Your objective -> Can you set down, exactly as they appear below, the lines from the opening of the material through the one bearing "const links = ['Home', 'All", minus the pictures?

▬▬▬▬▬▬

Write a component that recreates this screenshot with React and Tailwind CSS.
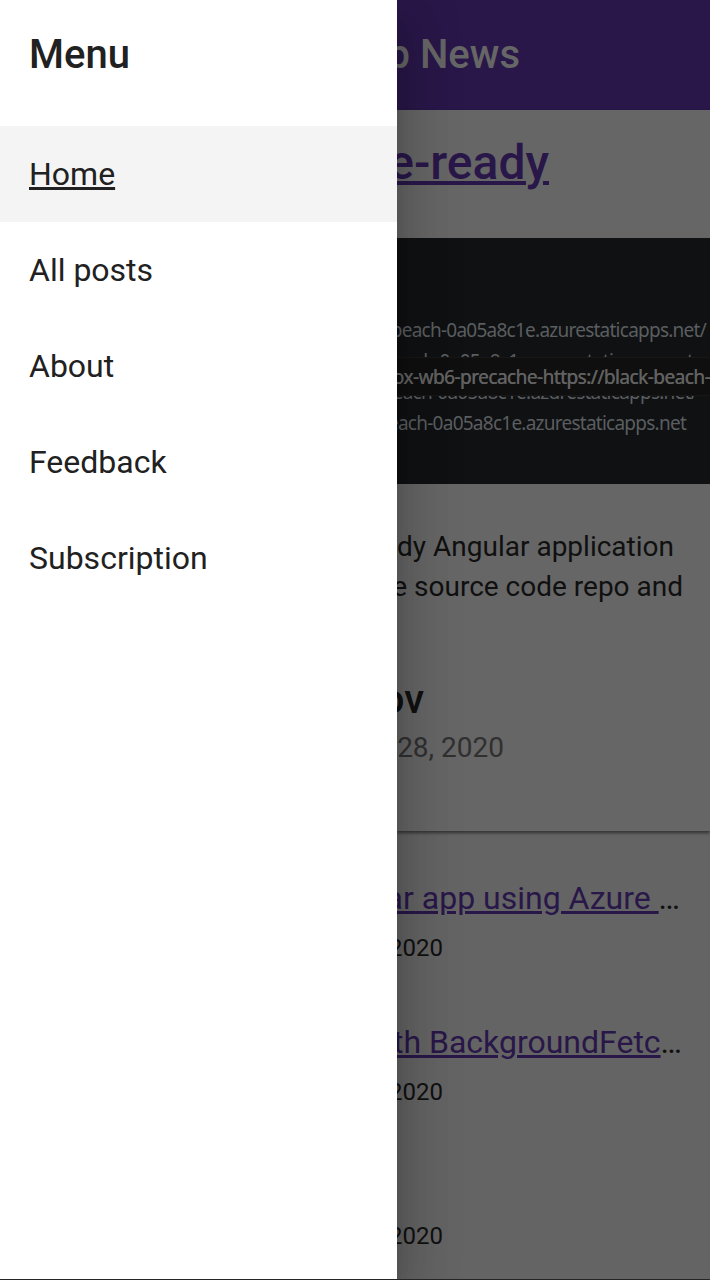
const links = ['Home', 'All posts', 'About', 'Feedback', 'Subscription'];

function Drawer() {
  return (
    <nav className="relative z-10 w-[397px] shrink-0 bg-white text-[#212121] shadow-[0_16px_20px_-10px_rgba(0,0,0,0.2),0_32px_48px_4px_rgba(0,0,0,0.14),0_12px_60px_10px_rgba(0,0,0,0.12)]">
      <h2 className="flex h-[110px] items-center pl-[29px] text-[40px] font-medium">Menu</h2>
      <ul className="pt-4">
        {links.map((label, i) => (
          <li key={label} className={i === 0 ? 'bg-[#f4f4f4]' : ''}>
            <a className={i === 0 ? 'flex h-24 items-center pl-[29px] text-[32px] underline decoration-[3px]' : 'flex h-24 items-center pl-[29px] text-[32px]'}>
              {label}
            </a>
          </li>
        ))}
      </ul>
    </nav>
  );
}

function CacheList() {
  return (
    <div className="relative h-[246px] overflow-hidden whitespace-nowrap bg-[#101113] pt-[77px] font-['Noto_Sans',sans-serif] text-[19px] leading-[31px] tracking-[-0.75px] text-[#5a5e60]">
      <div className="flex justify-end pr-[4px]">beach-0a05a8c1e.azurestaticapps.net/</div>
      <div className="flex justify-end pr-[17px]">beach-0a05a8c1e.azurestaticapps.net</div>
      <div className="flex justify-end pr-[13px]">beach-0a05a8c1e.azurestaticapps.net/</div>
      <div className="flex justify-end pr-[24px]">beach-0a05a8c1e.azurestaticapps.net</div>
      <div className="absolute inset-x-0 top-[119px] flex h-[39px] items-center justify-end border-y border-[#171717] bg-[#0f0f0f] pt-[2px] tracking-[-0.53px] text-[#616161] [text-shadow:0.4px_0_0_#616161]">
        ox-wb6-precache-https://black-beach-
      </div>
    </div>
  );
}

function Post({ title, pad }) {
  return (
    <li className="h-36 pt-[29px]">
      <div className={`flex h-12 items-center justify-end text-[32px] ${pad}`}>
        {title && (
          <span className="whitespace-pre">
            <a className="text-[#291749] underline decoration-[3px]">{title}</a>…
          </span>
        )}
      </div>
      <div className="mt-2 flex h-9 items-center justify-end pr-[267px] text-[24px]">2020</div>
    </li>
  );
}

export default function App() {
  return (
    <div className="flex h-[1280px] w-[710px] flex-col overflow-hidden bg-[#646464] font-[Roboto,sans-serif]">
      <div className="flex h-[1279px] overflow-hidden">
        <Drawer />
        <main className="min-w-0 flex-1 overflow-hidden whitespace-nowrap text-[#101010]">
          <header className="flex h-[110px] items-center justify-end bg-[#291749] pr-[190px] text-[40px] font-medium text-[#666666]">p News</header>
          <article className="h-[721px] bg-[#666666] shadow-[0_2px_3px_rgba(0,0,0,0.5)]">
            <h1 className="flex h-[128px] items-start justify-end pr-[161px] pt-[21px] text-[48px] font-medium leading-[64px] text-[#291749] underline decoration-[4px]">e-ready</h1>
            <CacheList />
            <div className="pt-[43px] text-[28px] leading-10">
              <p className="flex justify-end pr-[36px]">dy Angular application</p>
              <p className="flex justify-end pr-[27px]">e source code repo and</p>
            </div>
            <h2 className="mt-[69px] flex h-12 items-center justify-end pr-[286px] text-[40px] font-medium">ov</h2>
            <p className="mt-1 flex h-10 items-center justify-end pr-[206px] text-[28px] text-[#303030]">28, 2020</p>
          </article>
          <ul className="pt-[14px]">
            <Post title="ar app using Azure " pad="pr-[30px]" />
            <Post title="th BackgroundFetc" pad="pr-[28px]" />
            <Post pad="" />
          </ul>
        </main>
      </div>
      <div className="h-px bg-[#252527]" />
    </div>
  );
}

▬▬▬▬▬▬

Answer for this exercise ->
Write a component that recreates this screenshot with React and Tailwind CSS.
const links = ['Home', 'All posts', 'About', 'Feedback', 'Subscription'];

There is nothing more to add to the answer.